Here is a guide to the Mobile Absurd Nonentity you ordered, as dictated by the manufacturer to his secretary, to give you some idea of the unit's capabilities and restrictions. From here on we will term it by its initials, M.A.N. as we unpack it from its crate and see what it looks like. It can best be described as moronic in intellect, though that does not mean it does not have its uses, what with its torso, legs, arms and head working in concert it can deliver as a handy tool to have around...
Although the narrator describes the M.A.N. as moronic quite frequently, here we were clear where our sympathies were intended to lie, as this was a short, black and white film (barely twenty minutes) by the team of Bruce Lacey (writer and sole performer onscreen) and his early collaborator John Sewell, with whom he had started his career with a series of experimental and offbeat short subjects. Quite often these would display Lacey's antiestablishment angle on his material, as in this case where the voice of a barely capable God makes pronouncements on his creation which many of them would find unfair.
Not that M.A.N., or humanity really, were completely let off the hook, as we don't get slotted into the idiot category so easily for nothing - if Everybody's Nobody tells us anything, it's that we're a bit dim for getting into the troubled situations we do in the first place, or at any rate not doing our best to extricate ourself from these absurd and restrictive areas. Coming across like some kind of educational film gone wonky, it had echoes in Lacey's longest experimental work The Lacey Rituals which also goes out of its way to explain the human race to some entity which may not be entirely up to speed about what we actually do.
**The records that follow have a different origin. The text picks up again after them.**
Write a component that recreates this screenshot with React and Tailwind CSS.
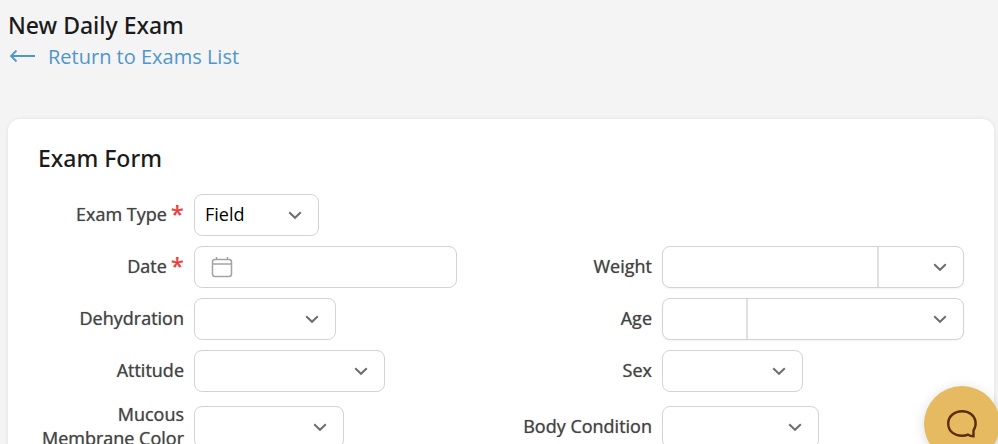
import { useId } from "react"

function Chevron() {
  return (
    <svg
      className="pointer-events-none absolute right-[15px] top-1/2 -translate-y-1/2"
      width="16"
      height="16"
      viewBox="0 0 16 16"
      fill="none"
      stroke="#6e6e6e"
      strokeWidth="2"
      aria-hidden="true"
    >
      <path d="M2.200 5.200 8 10.800l5.800-5.600" />
    </svg>
  )
}

function Select({ id, label, className, options = [""] }) {
  return (
    <div className={`relative h-full ${className}`}>
      <select
        id={id}
        aria-label={label}
        className="h-full w-full appearance-none bg-transparent pb-0.5 pl-[10px] pr-9 text-black outline-none"
      >
        {options.map((option) => (
          <option key={option}>{option}</option>
        ))}
      </select>
      <Chevron />
    </div>
  )
}

function Field({ label, required, boxClass, column, children }) {
  const id = useId()

  return (
    <div className={`flex items-center gap-[10px] ${column ?? ""}`}>
      <label
        htmlFor={id}
        className="flex w-[146px] shrink-0 items-center justify-end gap-1 pb-0.5 text-right text-[#444] [text-shadow:0_0_1px_#777]"
      >
        {label}
        {required && <span className="text-2xl/6 font-semibold text-[#f03e3e] [text-shadow:none]">*</span>}
      </label>
      <div className={`flex h-[42px] min-w-0 rounded-lg border border-[#d3d3d3] bg-white ${boxClass}`}>
        {children(id)}
      </div>
    </div>
  )
}

function CalendarIcon() {
  return (
    <svg width="22" height="22" viewBox="0 0 22 22" fill="none" stroke="#a3a3a3" aria-hidden="true">
      <rect x="1.500" y="3.500" width="19" height="17" rx="2.500" strokeWidth="1.500" />
      <path d="M1.500 8h19" strokeWidth="1.500" />
      <path d="M5.500 3.500V1M16.500 3.500V1" strokeWidth="1.500" />
    </svg>
  )
}

export default function App() {
  return (
    <div className="h-screen overflow-hidden bg-[#f4f4f4] pl-2 pr-1 font-['Open_Sans',sans-serif]">
      <header className="pt-2">
        <h1 className="font-['Noto_Sans',sans-serif] text-[23px]/[34px] font-medium text-[#1b1b1b]">New Daily Exam</h1>
        <a href="#exams" className="flex items-center gap-3 text-xl/[30px] text-[#4f96cc]">
          <svg width="28" height="14" viewBox="0 0 28 14" fill="none" stroke="currentColor" strokeWidth="1.800" aria-hidden="true">
            <path d="M27 6H3M8.500 .5 3 6l5.500 5.500" />
          </svg>
          Return to Exams List
        </a>
      </header>

      <main className="mt-[47px] rounded-xl bg-white px-[30px] pb-8 pt-[22px] shadow-[0_0_4px_rgba(0,0,0,0.08)]">
        <h2 className="font-['Noto_Sans',sans-serif] text-[23px]/[34px] font-medium text-[#1b1b1b]">Exam Form</h2>

        <form className="mt-[19px] grid grid-cols-2 gap-[10px] text-lg/6">
          <Field label="Exam Type" required column="col-start-1" boxClass="w-[125px]">
            {(id) => <Select id={id} className="w-full" options={["Field", "Clinic"]} />}
          </Field>

          <Field label="Date" required column="col-start-1" boxClass="w-[263px] items-center pl-4">
            {(id) => (
              <>
                <CalendarIcon />
                <input id={id} type="text" className="h-full min-w-0 flex-1 px-2 outline-none" />
              </>
            )}
          </Field>
          <Field label="Weight" boxClass="flex-1 shadow-xs">
            {(id) => (
              <>
                <input id={id} type="text" className="h-full min-w-0 flex-1 px-2 outline-none" />
                <Select label="Weight unit" className="w-[86px] border-l-2 border-[#e0e0e0]" />
              </>
            )}
          </Field>

          <Field label="Dehydration" boxClass="w-[142px]">
            {(id) => <Select id={id} className="w-full" />}
          </Field>
          <Field label="Age" boxClass="flex-1 shadow-xs">
            {(id) => (
              <>
                <input id={id} type="text" className="h-full w-[83px] px-2 outline-none" />
                <Select label="Age unit" className="flex-1 border-l-2 border-[#e0e0e0]" />
              </>
            )}
          </Field>

          <Field label="Attitude" boxClass="w-[191px]">
            {(id) => <Select id={id} className="w-full" />}
          </Field>
          <Field label="Sex" boxClass="w-[141px]">
            {(id) => <Select id={id} className="w-full" />}
          </Field>

          <Field label="Mucous Membrane Color" boxClass="w-[150px]">
            {(id) => <Select id={id} className="w-full" />}
          </Field>
          <Field label="Body Condition" boxClass="w-[157px]">
            {(id) => <Select id={id} className="w-full" />}
          </Field>
        </form>
      </main>

      <button
        type="button"
        aria-label="Open chat"
        className="fixed -bottom-[18px] -right-0.5 grid size-[76px] place-items-center rounded-full bg-[#e5ba60] shadow-[0_2px_12px_rgba(0,0,0,0.15)]"
      >
        <svg width="32" height="32" viewBox="0 0 32 32" fill="none" stroke="#5c2e05" strokeWidth="2.400" aria-hidden="true">
          <path d="M27.500 28.300V22.500C29.500 19.500 30 17 29.500 13.500 28.500 7 23 3.200 16 3.200S2.200 8 2.200 15.500 8 27.800 16 27.800c2.500 0 4.300-.4 6-1.200 1.500 1.100 3.200 1.700 5.500 1.700Z" />
        </svg>
      </button>
    </div>
  )
}
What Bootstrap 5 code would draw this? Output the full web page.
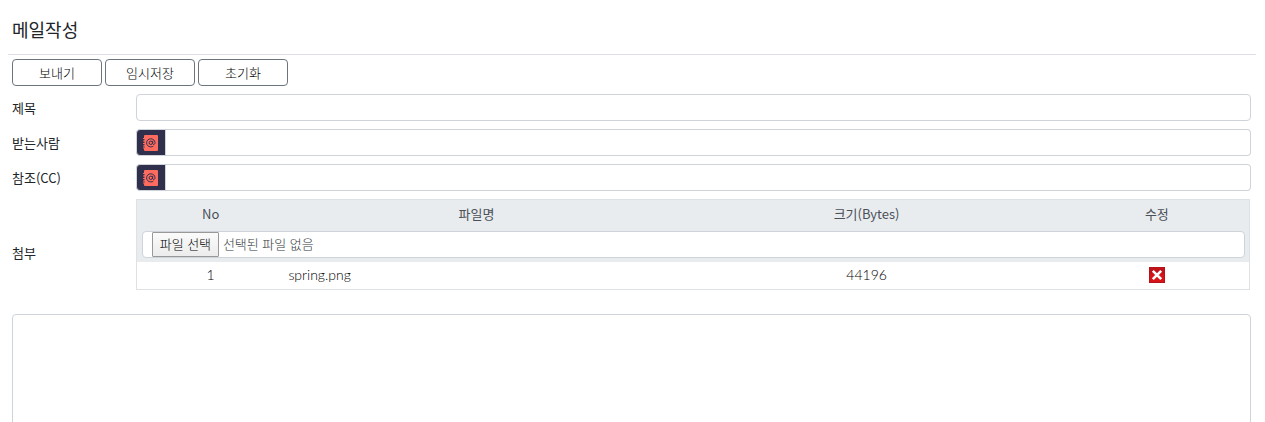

With a few props Lacey indulges himself in silliness as Sewell performed the mock-serious, almost absent-minded commentary, telling us what ears and nose can be used for, and how a mouth operates. It's a very basic film, and can't have cost much more than an ambitious home movie, but it gets its points across with humour, eccentricity and a penny farthing, seemingly the objet d'art for many out there pop culture artefacts of the sixties, though this duo got in there early. Instead of closing with the credit "The End", they opted for "The End is sooner than you think" suggesting they were also tapping into the growing unease over the Cold War and our then inevitable (in some opinions) nuclear war. But you could simply watch Everybody's Nobody without taking its more serious themes onboard, for it remained pleasingly daft otherwise.
[This is available in The Lacey Rituals, the BFI's double disc collection of short films connected to Bruce Lacey, whether as performer, designer, director or otherwise.]